CO2 + H2O -> HCO3 + H

Where's the H going?

cidi

If the reaction is:

CO2 + H2O -> HCO3 + H

Where's the H going? -- Neil

It's CO2 + H2O -> HCO3- + H+

The solution is weakly acidic, which is why CO2 is considered an acid volatile. That's also why pristine rainwater is weakly acidic, pH ~5.6.

Ocean waters are weakly alkaline, pH ~8.4, because of the high level of dissolved salts. Adding CO2 will lower the pH -- that's what "ocean acidification" is about.

Paul Dietz

The bicarbonate presumably only exists while the CO2 is chemisorbed in the membrane, I think. When the carbon leaves the other side, I would presume it's changed back to CO2.
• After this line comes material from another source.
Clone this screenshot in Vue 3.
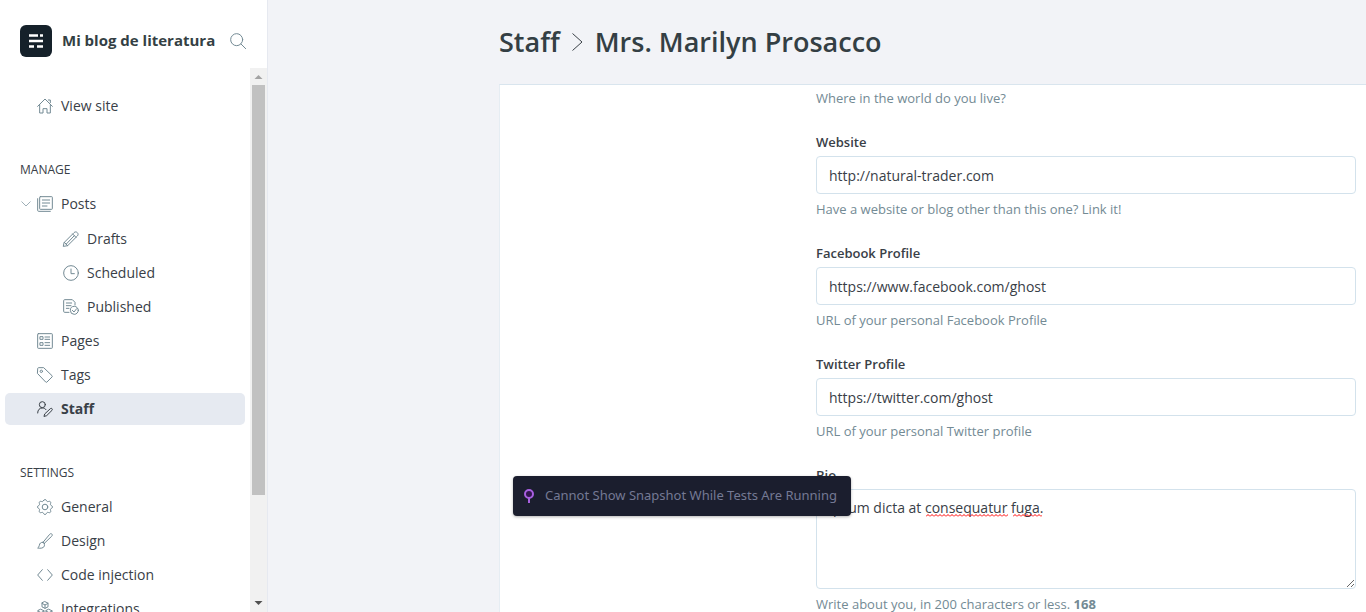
<script setup>
import { ref } from 'vue'

const icons = {
  house: '<path d="M1 12.5 12 1.5l11 11M4 10v12.5h5V16h6v6.5h5V10M17 3h3v4"/>',
  posts: '<rect x="4" y="1" width="19" height="19" rx="1"/><path d="M1 4v17.5c0 1 .5 1.500 1.500 1.500H20M8 6h11M8 10.500h11M8 15h7"/>',
  pencil: '<path d="m2 17 14.500-14.500c1.500-1.500 3.500-1.500 5 0s1.500 3.500 0 5L7 22l-6 1zM2 17l5 5M14.500 4.500l5 5M5 19.500 17 7"/>',
  clock: '<circle cx="12" cy="12" r="11"/><path d="M12 6v7h5"/>',
  published: '<path d="M9 20H2.500C1.500 20 1 19.500 1 18.500v-16C1 1.500 1.500 1 2.500 1H14l4 4v4M5 6h8M5 10h7M5 14h4"/><circle cx="17" cy="17" r="6"/><path d="m14 17 2.500 2.500 4-5"/>',
  pages: '<rect x="1" y="1" width="22" height="22" rx="1"/><path d="M5 5.500h4v4H5zM5 14.500h4v4H5zM12 6h7M12 9.500h7M12 14.500h7M12 18.500h7"/>',
  tag: '<path d="M1 2.500C1 1.500 1.500 1 2.500 1H10l12.500 12c.700.700.700 1.300 0 2L15 22.500c-.700.700-1.300.700-2 0L1 10z"/><circle cx="6.500" cy="6.500" r="1.800"/>',
  staff: '<circle cx="8" cy="5.500" r="4.500"/><path d="M1 18c0-5 3-7.500 7-7.500 2.500 0 4.500 1 5.500 2.500M12 19l8-7.500c2-1.500 4 .700 2.500 2.500l-8 8-3.500 1z"/>',
  gear: '<circle cx="12" cy="12" r="4.200"/><path d="M9.800 2.300c.700-2 3.700-2 4.400 0 .400 1.500 1.900 2.100 3.200 1.400 2-1 4 1 3 3-.700 1.300-.100 2.800 1.300 3.200 2 .700 2 3.500 0 4.200-1.400.400-2 1.900-1.300 3.200 1 2-1 4-3 3-1.300-.700-2.800-.100-3.200 1.400-.700 2-3.700 2-4.400 0-.400-1.500-1.900-2.100-3.200-1.400-2 1-4-1-3-3 .700-1.300.100-2.800-1.300-3.200-2-.700-2-3.500 0-4.200 1.400-.400 2-1.900 1.300-3.200-1-2 1-4 3-3 1.300.700 2.800.100 3.200-1.400z"/>',
  brush: '<path d="M9 14 19 2c1.200-1.300 2.400-1.300 3.300-.400s.900 2.100-.300 3.300L11 15.500M9 14c-3.500-.300-5 1.500-5.500 4.500-.300 2-1 3-2.500 4 4 .800 9 .500 10-3 .500-1.800 0-3-.500-4zM9 14l2.500 2"/>',
  code: '<path d="M8 4 1 12l7 8M16 4l7 8-7 8"/>',
  blocks: '<path d="m12 1 4.500 2.200v5.600L12 11 7.500 8.800V3.200zM7.500 3.500 12 6l4.500-2.500M12 6v5M6 12.500l4.500 2.200v5.600L6 22.500l-4.500-2.200v-5.600zM1.500 15 6 17.500l4.500-2.500M6 17.500v5M18 12.500l4.500 2.200v5.600L18 22.500l-4.500-2.200v-5.600zM13.500 15l4.500 2.500 4.500-2.500M18 17.500v5"/>'
}

const manage = [
  {
    label: 'Posts',
    icon: 'posts',
    children: [
      { label: 'Drafts', icon: 'pencil' },
      { label: 'Scheduled', icon: 'clock' },
      { label: 'Published', icon: 'published' }
    ]
  },
  { label: 'Pages', icon: 'pages' },
  { label: 'Tags', icon: 'tag' },
  { label: 'Staff', icon: 'staff', active: true }
]

const settings = [
  { label: 'General', icon: 'gear' },
  { label: 'Design', icon: 'brush' },
  { label: 'Code injection', icon: 'code' },
  { label: 'Integrations', icon: 'blocks' }
]

const fields = ref([
  { id: 'website', label: 'Website', value: 'http://natural-trader.com', hint: 'Have a website or blog other than this one? Link it!' },
  { id: 'facebook', label: 'Facebook Profile', value: 'https://www.facebook.com/ghost', hint: 'URL of your personal Facebook Profile' },
  { id: 'twitter', label: 'Twitter Profile', value: 'https://twitter.com/ghost', hint: 'URL of your personal Twitter profile' }
])

const bio = ref('Ipsum dicta at consequatur fuga.')
</script>

<template>
  <div class="app">
    <aside class="sidebar">
      <header class="brand">
        <svg class="logo" viewBox="0 0 32 32" aria-hidden="true">
          <rect width="32" height="32" rx="6" fill="#15212a" />
          <path d="M9 10.500h9M20 10.500h3M9 16h14M9 21.500h5M17 21.500h6" stroke="#fff" stroke-width="2.600" />
        </svg>
        <span class="brand-name">Mi blog de literatura</span>
        <button class="search" type="button" aria-label="Search">
          <svg class="icon" viewBox="0 0 24 24"><circle cx="10" cy="10" r="9" /><path d="m16.500 16.500 7 7" /></svg>
        </button>
      </header>

      <div class="side-body">
        <nav class="nav">
          <ul class="menu">
            <li><a class="item" href="#"><svg class="icon" viewBox="0 0 24 24" v-html="icons.house" /><span>View site</span></a></li>
          </ul>

          <h2 class="section">MANAGE</h2>
          <ul class="menu">
            <li v-for="item in manage" :key="item.label" class="entry">
              <button v-if="item.children" class="toggle" type="button" aria-label="Collapse posts">
                <svg viewBox="0 0 10 6"><path d="m.500.500 4.500 4.500L9.500.500" /></svg>
              </button>
              <a class="item" :class="{ active: item.active }" href="#">
                <svg class="icon" viewBox="0 0 24 24" v-html="icons[item.icon]" /><span>{{ item.label }}</span>
              </a>
              <ul v-if="item.children" class="menu submenu">
                <li v-for="child in item.children" :key="child.label">
                  <a class="item sub" href="#">
                    <svg class="icon" viewBox="0 0 24 24" v-html="icons[child.icon]" /><span>{{ child.label }}</span>
                  </a>
                </li>
              </ul>
            </li>
          </ul>

          <h2 class="section">SETTINGS</h2>
          <ul class="menu">
            <li v-for="item in settings" :key="item.label">
              <a class="item" href="#"><svg class="icon" viewBox="0 0 24 24" v-html="icons[item.icon]" /><span>{{ item.label }}</span></a>
            </li>
          </ul>
        </nav>
        <div class="scrollbar" aria-hidden="true">
          <svg class="arrow" viewBox="0 0 17 17"><path d="M4.500 11 8.500 7l4 4z" fill="#a3a3a3" /></svg>
          <div class="track"><div class="thumb"></div></div>
          <svg class="arrow" viewBox="0 0 17 17"><path d="m4.500 6 4 4 4-4z" fill="#505050" /></svg>
        </div>
      </div>
    </aside>

    <main class="main">
      <h1 class="title">
        <a href="#">Staff</a>
        <svg class="chevron" viewBox="0 0 11 18" aria-hidden="true"><path d="m.500.500 9.500 8.500-9.500 8.500" /></svg>
        <span>Mrs. Marilyn Prosacco</span>
      </h1>

      <form class="panel" @submit.prevent>
        <div class="form">
          <p class="hint">Where in the world do you live?</p>
          <div v-for="field in fields" :key="field.id" class="field">
            <label :for="field.id">{{ field.label }}</label>
            <input :id="field.id" v-model="field.value" type="text" spellcheck="false" />
            <p class="hint">{{ field.hint }}</p>
          </div>
          <div class="field">
            <label for="bio">Bio</label>
            <div class="bio-box">
              <textarea id="bio" v-model="bio" spellcheck="false"></textarea>
              <svg class="squiggle first" aria-hidden="true">
                <defs>
                  <pattern id="wave" width="4" height="3" patternUnits="userSpaceOnUse">
                    <path d="M0 2.500 2 .500l2 2" fill="none" stroke="#f00" />
                  </pattern>
                </defs>
                <rect width="100%" height="3" fill="url(#wave)" />
              </svg>
              <svg class="squiggle second" aria-hidden="true"><rect width="100%" height="3" fill="url(#wave)" /></svg>
            </div>
            <p class="hint">Write about you, in 200 characters or less. <b>168</b></p>
          </div>
        </div>
      </form>
    </main>

    <div class="toast" role="status">
      <svg class="pin" viewBox="0 0 10 14" aria-hidden="true">
        <path d="M5 9v5" stroke="#a85fe0" stroke-width="2" />
        <circle cx="5" cy="5" r="4" fill="#32154f" stroke="#a85fe0" stroke-width="2" />
      </svg>
      <span>Cannot Show Snapshot While Tests Are Running</span>
    </div>
  </div>
</template>

<style>
body {
  margin: 0;
}
</style>

<style scoped>
.app {
  display: flex;
  height: 100vh;
  overflow: hidden;
  background: #f2f3f7;
  color: #394047;
  font-family: "Open Sans", "Noto Sans", sans-serif;
  font-size: 14px;
}

.app *,
.app *::before {
  box-sizing: border-box;
}

.sidebar {
  display: flex;
  flex: none;
  flex-direction: column;
  width: 268px;
  border-right: 1px solid #e6e9f0;
  background: #fff;
}

.brand {
  display: flex;
  align-items: center;
  padding: 25px 21px 11px 20px;
}

.logo {
  width: 32px;
  height: 32px;
  margin-right: 10px;
}

.brand-name {
  flex: 1;
  padding-bottom: 2px;
  color: #343f44;
  font-size: 15px;
  font-weight: 700;
  white-space: nowrap;
}

button {
  padding: 0;
  border: 0;
  background: none;
}

.search {
  display: flex;
}

.icon {
  flex: none;
  width: 16px;
  height: 16px;
  overflow: visible;
  fill: none;
  stroke: #738a94;
  stroke-width: 1.5px;
  stroke-linecap: round;
  stroke-linejoin: round;
}

.side-body {
  display: flex;
  flex: 1;
  min-height: 0;
}

.nav {
  flex: 1;
  overflow: hidden;
  padding: 22px 5px 0;
}

.menu {
  display: flex;
  flex-direction: column;
  gap: 2px;
  margin: 0;
  padding: 0;
  list-style: none;
}

.entry {
  position: relative;
}

.item {
  display: flex;
  align-items: center;
  gap: 8px;
  height: 32px;
  padding-left: 32px;
  border-radius: 5px;
  color: #394047;
  text-decoration: none;
}

.item span {
  padding-bottom: 1px;
}

.item.sub {
  padding-left: 58px;
}

.submenu {
  margin-top: 3px;
}

.item.active {
  background: #e6eaf1;
  font-weight: 700;
}

.item.active .icon {
  stroke: #394047;
}

.toggle {
  position: absolute;
  top: 0;
  left: 16px;
  display: flex;
  align-items: center;
  height: 32px;
}

.toggle svg {
  width: 10px;
  height: 6px;
  overflow: visible;
  fill: none;
  stroke: #9fb0b8;
}

.section {
  margin: 38px 0 8px 15px;
  font-size: 12px;
  font-weight: 500;
  line-height: 20px;
}

.scrollbar {
  display: flex;
  flex: none;
  flex-direction: column;
  width: 17px;
  background: #f1f1f1;
}

.arrow {
  width: 17px;
  height: 17px;
}

.track {
  flex: 1;
  padding: 0 2px;
}

.thumb {
  height: 80.4%;
  background: #c1c1c1;
}

.main {
  display: flex;
  flex: 1;
  flex-direction: column;
  min-width: 0;
  padding-left: 231px;
}

.title {
  display: flex;
  align-items: center;
  height: 84px;
  margin: 0;
  padding-bottom: 2px;
  color: #343f44;
  font-size: 27px;
  font-weight: 600;
  white-space: nowrap;
}

.title a {
  color: inherit;
  text-decoration: none;
}

.chevron {
  width: 11px;
  height: 18px;
  margin: 2px 12px 0;
  fill: none;
  stroke: #394047;
}

.panel {
  flex: 1;
  min-height: 0;
  overflow: hidden;
  border-top: 1px solid #d9e5ee;
  border-left: 1px solid #e6edf3;
  background: #fff;
}

.form {
  padding: 3px 10px 0 316px;
}

.hint {
  margin: 0;
  color: #738a94;
  font-size: 13px;
  line-height: 20px;
}

.field {
  margin-top: 24px;
}

.field label {
  display: block;
  margin-bottom: 4px;
  font-size: 13px;
  font-weight: 600;
  line-height: 20px;
}

.field input,
.field textarea {
  display: block;
  width: 100%;
  height: 38px;
  margin: 0;
  padding: 0 12px;
  border: 1px solid #d3e2ec;
  border-radius: 4px;
  outline: 0;
  background: #fff;
  color: #394047;
  font: inherit;
}

.field textarea {
  height: 100px;
  padding: 8px 12px;
  line-height: 20px;
  resize: vertical;
}

.field .hint {
  margin-top: 5px;
}

.bio-box {
  position: relative;
}

.squiggle {
  position: absolute;
  top: 25px;
  height: 3px;
}

.squiggle.first {
  left: 110px;
  width: 82px;
}

.squiggle.second {
  left: 197px;
  width: 29px;
}

.toast {
  position: absolute;
  top: 476px;
  left: 513px;
  display: flex;
  align-items: center;
  gap: 11px;
  height: 40px;
  padding: 0 14px 0 11px;
  border-radius: 4px;
  background: #1b1e2e;
  box-shadow: 0 1px 3px rgba(0, 0, 0, 0.3);
  color: #747994;
  font-family: "Noto Sans", "Open Sans", sans-serif;
  font-size: 13px;
  white-space: nowrap;
}

.toast span {
  padding-bottom: 2px;
}

.pin {
  width: 10px;
  height: 14px;
}
</style>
There must also be diffusion of hydrogen ions (or, hydroxyl ions, going the other way) to neutralize the current, I imagine.

Aussie

Some missing information. What fraction of CO2 capture is aimed at eg 80%? What is the energy penalty for dramatically cooling and compressing the flue gas? Do the membranes become clogged or 'poisoned' by SOx? Is there an offsite energy requirement for the absorbent for HCO3?

Thomas

A note on necessary membrane area:

A small powerplant of 350-450 MW, depending on thermal efficiency, uses 1 GW of coal, corresponding to roughly 40 kg/s. A typical coal might have 63%(mass) carbon, meaning that it would produce 44/16*40*3600*0.63 = 249480 kg/h of CO2. I assume STP means standard temperature and pressure, i.e. 0°C, 101325 Pa. A this condition, one kmol has a volume of 22.4 m3. So the volume of CO2 produced per hour is: 249480/44*22.4 = 127008 m3. At atmospheric pressure, the membrane is capable of absorbing 0.3 m3/m2 per hour, so the necessary membrane area to remove CO2 from a small coal-fired powerplant is: 127008/0.3 = 423,360 m2.

I hope the membrane material is cheap...

And is capable of tight packing...

Anyway, the biggest problem with CO2 capture at this point is energy consumption/waste irrespective of type of process used, so membranes are highly relevant.

How does the membrane get rid of the CO2 on the other side of the membrane, I wonder?

Elliot

Thanks Rafael, learn something new every day. I'm kind of embarrassed I didn't know what went into smog, just kind of always assumed it was concentrated CO2. That Spain idea is interesting, I'd love to have seen it. No doubt that scrubbing at the source is best, I just wish there was another option.